There was no evidence of breaches of police procedures or rules. These were submissions raised by Mr Cooper in his address which his Honour did not accept as there was no evidence to support the submissions.
Mr Cooper makes further complaints in a further outline filed on the 23rd of May 2011, in response to the filing of the respondent's submission on the 29th of April 2011. The Office of the Director of Prosecutions did not comply with the relevant practice direction, as Mr Cooper correctly observes, nor did it serve as it should have, its outline of argument upon Mr Cooper. He had the sense to go to the Registry and they gave him a copy from their file.
Although his complaint about the failure of the Office of the Director of Public Prosecutions to comply with the practices direction is sound, it is not a ground on which the appeal should be allowed, as he does not allege any prejudice as a result.
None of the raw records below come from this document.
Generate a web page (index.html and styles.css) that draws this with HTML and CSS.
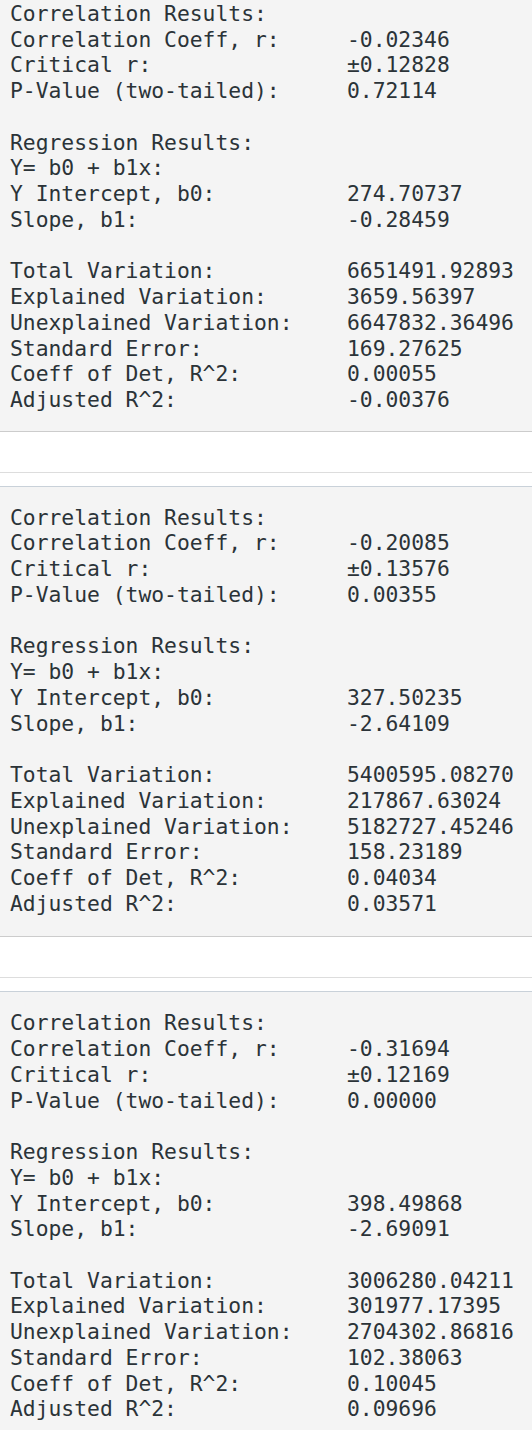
FILE: index.html
```html
<!DOCTYPE html>
<html lang="en">
<head>
<meta charset="utf-8">
<title>Regression Output</title>
<link rel="stylesheet" href="styles.css">
</head>
<body>
<main class="page">
  <section class="result">
    <div class="output output--clipped">
      <div class="group">
        <div class="row"><span class="label">Correlation Results:</span></div>
        <div class="row"><span class="label">Correlation Coeff, r:</span><span class="value">-0.02346</span></div>
        <div class="row"><span class="label">Critical r:</span><span class="value">±0.12828</span></div>
        <div class="row"><span class="label">P-Value (two-tailed):</span><span class="value">0.72114</span></div>
      </div>
      <div class="group">
        <div class="row"><span class="label">Regression Results:</span></div>
        <div class="row"><span class="label">Y= b0 + b1x:</span></div>
        <div class="row"><span class="label">Y Intercept, b0:</span><span class="value">274.70737</span></div>
        <div class="row"><span class="label">Slope, b1:</span><span class="value">-0.28459</span></div>
      </div>
      <div class="group">
        <div class="row"><span class="label">Total Variation:</span><span class="value">6651491.92893</span></div>
        <div class="row"><span class="label">Explained Variation:</span><span class="value">3659.56397</span></div>
        <div class="row"><span class="label">Unexplained Variation:</span><span class="value">6647832.36496</span></div>
        <div class="row"><span class="label">Standard Error:</span><span class="value">169.27625</span></div>
        <div class="row"><span class="label">Coeff of Det, R^2:</span><span class="value">0.00055</span></div>
        <div class="row"><span class="label">Adjusted R^2:</span><span class="value">-0.00376</span></div>
      </div>
    </div>
    <div class="spacer"></div>
  </section>

  <section class="result">
    <div class="output">
      <div class="group">
        <div class="row"><span class="label">Correlation Results:</span></div>
        <div class="row"><span class="label">Correlation Coeff, r:</span><span class="value">-0.20085</span></div>
        <div class="row"><span class="label">Critical r:</span><span class="value">±0.13576</span></div>
        <div class="row"><span class="label">P-Value (two-tailed):</span><span class="value">0.00355</span></div>
      </div>
      <div class="group">
        <div class="row"><span class="label">Regression Results:</span></div>
        <div class="row"><span class="label">Y= b0 + b1x:</span></div>
        <div class="row"><span class="label">Y Intercept, b0:</span><span class="value">327.50235</span></div>
        <div class="row"><span class="label">Slope, b1:</span><span class="value">-2.64109</span></div>
      </div>
      <div class="group">
        <div class="row"><span class="label">Total Variation:</span><span class="value">5400595.08270</span></div>
        <div class="row"><span class="label">Explained Variation:</span><span class="value">217867.63024</span></div>
        <div class="row"><span class="label">Unexplained Variation:</span><span class="value">5182727.45246</span></div>
        <div class="row"><span class="label">Standard Error:</span><span class="value">158.23189</span></div>
        <div class="row"><span class="label">Coeff of Det, R^2:</span><span class="value">0.04034</span></div>
        <div class="row"><span class="label">Adjusted R^2:</span><span class="value">0.03571</span></div>
      </div>
    </div>
    <div class="spacer"></div>
  </section>

  <section class="result">
    <div class="output">
      <div class="group">
        <div class="row"><span class="label">Correlation Results:</span></div>
        <div class="row"><span class="label">Correlation Coeff, r:</span><span class="value">-0.31694</span></div>
        <div class="row"><span class="label">Critical r:</span><span class="value">±0.12169</span></div>
        <div class="row"><span class="label">P-Value (two-tailed):</span><span class="value">0.00000</span></div>
      </div>
      <div class="group">
        <div class="row"><span class="label">Regression Results:</span></div>
        <div class="row"><span class="label">Y= b0 + b1x:</span></div>
        <div class="row"><span class="label">Y Intercept, b0:</span><span class="value">398.49868</span></div>
        <div class="row"><span class="label">Slope, b1:</span><span class="value">-2.69091</span></div>
      </div>
      <div class="group">
        <div class="row"><span class="label">Total Variation:</span><span class="value">3006280.04211</span></div>
        <div class="row"><span class="label">Explained Variation:</span><span class="value">301977.17395</span></div>
        <div class="row"><span class="label">Unexplained Variation:</span><span class="value">2704302.86816</span></div>
        <div class="row"><span class="label">Standard Error:</span><span class="value">102.38063</span></div>
        <div class="row"><span class="label">Coeff of Det, R^2:</span><span class="value">0.10045</span></div>
        <div class="row"><span class="label">Adjusted R^2:</span><span class="value">0.09696</span></div>
      </div>
    </div>
    <div class="spacer"></div>
  </section>
</main>
</body>
</html>
```

FILE: styles.css
```css
html, body {
  margin: 0;
  padding: 0;
  background: #ffffff;
}

.page {
  display: flex;
  flex-direction: column;
  gap: 13px;
}

.result {
  display: flex;
  flex-direction: column;
}

.output {
  background: #f4f4f4;
  border-top: 1px solid #c9d1d9;
  border-bottom: 1px solid #cccccc;
  padding: 18px 10px 20px 10px;
  font-family: "DejaVu Sans Mono", "Liberation Mono", monospace;
  font-size: 21.33px;
  line-height: 25.73px;
  color: #2b3338;
  display: flex;
  flex-direction: column;
  gap: 25.73px;
}

.output--clipped {
  border-top: none;
  padding-top: 1px;
  padding-bottom: 18px;
}

.group {
  display: flex;
  flex-direction: column;
}

.row {
  display: grid;
  grid-template-columns: 337px 1fr;
  white-space: pre;
}

.spacer {
  height: 40px;
  border-bottom: 1px solid #dddddd;
}
```
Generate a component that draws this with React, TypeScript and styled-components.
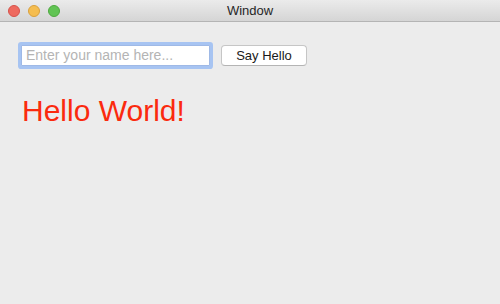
import React, { useState } from 'react';
import styled, { createGlobalStyle } from 'styled-components';

const GlobalStyle = createGlobalStyle`
  html, body {
    margin: 0;
    padding: 0;
    background: #ececec;
  }
  body {
    font-family: "Liberation Sans", Arial, sans-serif;
  }
`;

const Window = styled.div`
  width: 500px;
  height: 304px;
  background: #ececec;
  display: flex;
  flex-direction: column;
  overflow: hidden;
`;

const TitleBar = styled.div`
  height: 22px;
  flex: 0 0 22px;
  box-sizing: border-box;
  background: linear-gradient(#ebebeb, #d5d5d5);
  border-bottom: 1px solid #b4b4b4;
  display: flex;
  align-items: center;
  position: relative;
`;

const Lights = styled.div`
  display: flex;
  gap: 8px;
  padding-left: 8px;
`;

const Light = styled.span<{ $color: string; $edge: string }>`
  width: 12px;
  height: 12px;
  border-radius: 50%;
  box-sizing: border-box;
  background: ${(p) => p.$color};
  border: 0.5px solid ${(p) => p.$edge};
`;

const Title = styled.div`
  position: absolute;
  left: 0;
  right: 0;
  text-align: center;
  font-size: 13px;
  color: #262626;
  pointer-events: none;
`;

const Content = styled.div`
  padding: 22px 21px 0 21px;
  display: flex;
  flex-direction: column;
`;

const Row = styled.div`
  display: flex;
  align-items: center;
  gap: 11px;
`;

const NameInput = styled.input`
  width: 189px;
  height: 21px;
  box-sizing: border-box;
  border: 1px solid #9fb9e6;
  border-radius: 1px;
  box-shadow: 0 0 0 3px #a7c4f2;
  outline: none;
  padding: 0 4px;
  font-family: "Liberation Sans", Arial, sans-serif;
  font-size: 14px;
  color: #222;
  background: #fff;
  &::placeholder {
    color: #b4b4b4;
  }
`;

const Button = styled.button`
  width: 86px;
  height: 21px;
  margin-top: 1px;
  box-sizing: border-box;
  background: #fff;
  border: 1px solid #c6c6c6;
  border-bottom-color: #b4b4b4;
  border-radius: 4px;
  font-family: "Liberation Sans", Arial, sans-serif;
  font-size: 13px;
  color: #1a1a1a;
  padding: 0;
`;

const Greeting = styled.div`
  margin-top: 27px;
  padding-left: 1px;
  font-size: 30px;
  line-height: 36px;
  color: #fb2a0e;
`;

export default function App() {
  const [name, setName] = useState('');
  const [greeting, setGreeting] = useState('Hello World!');

  return (
    <>
      <GlobalStyle />
      <Window>
        <TitleBar>
          <Lights>
            <Light $color="#ee6a5f" $edge="#d6524a" />
            <Light $color="#f5bd4f" $edge="#d9a03c" />
            <Light $color="#61c454" $edge="#4ea93f" />
          </Lights>
          <Title>Window</Title>
        </TitleBar>
        <Content>
          <Row>
            <NameInput
              placeholder="Enter your name here..."
              value={name}
              onChange={(e) => setName(e.target.value)}
            />
            <Button onClick={() => setGreeting(`Hello ${name || 'World'}!`)}>Say Hello</Button>
          </Row>
          <Greeting>{greeting}</Greeting>
        </Content>
      </Window>
    </>
  );
}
Indeed, he has made a full and robust response to Mr Stark's argument, and I excuse the non-compliance under the rules.
In his supplementary argument, he refers to the photographs tendered before his Honour and says that, "One can see that the lead vehicle would not just have blocked the path or aim of the LIDAR device, that vehicle would have appeared several times larger ...". In my opinion this is pure speculation, as those photographs were taken on the road after the event. As I have said, the Magistrate accepted the police officer's evidence that the device locked onto Mr Cooper's vehicle, not to the lead vehicle or any other vehicle, and try as Mr Cooper might, he cannot make the facts of this case fit with the facts of Toomer. He raises a new ground to the effect that intent is somehow an element of the offence. It is not, as a matter of law.
The appeal is dismissed.
Mr Stark, you asked for costs, but in the circumstances, I'm not inclined to allow costs. Do you still ask for costs?
MR STARK: Sorry, did you - you're inclined to allow? Yes, I still ask for costs, your Honour.
HIS HONOUR: Yes, well, I won't award costs in the circumstances.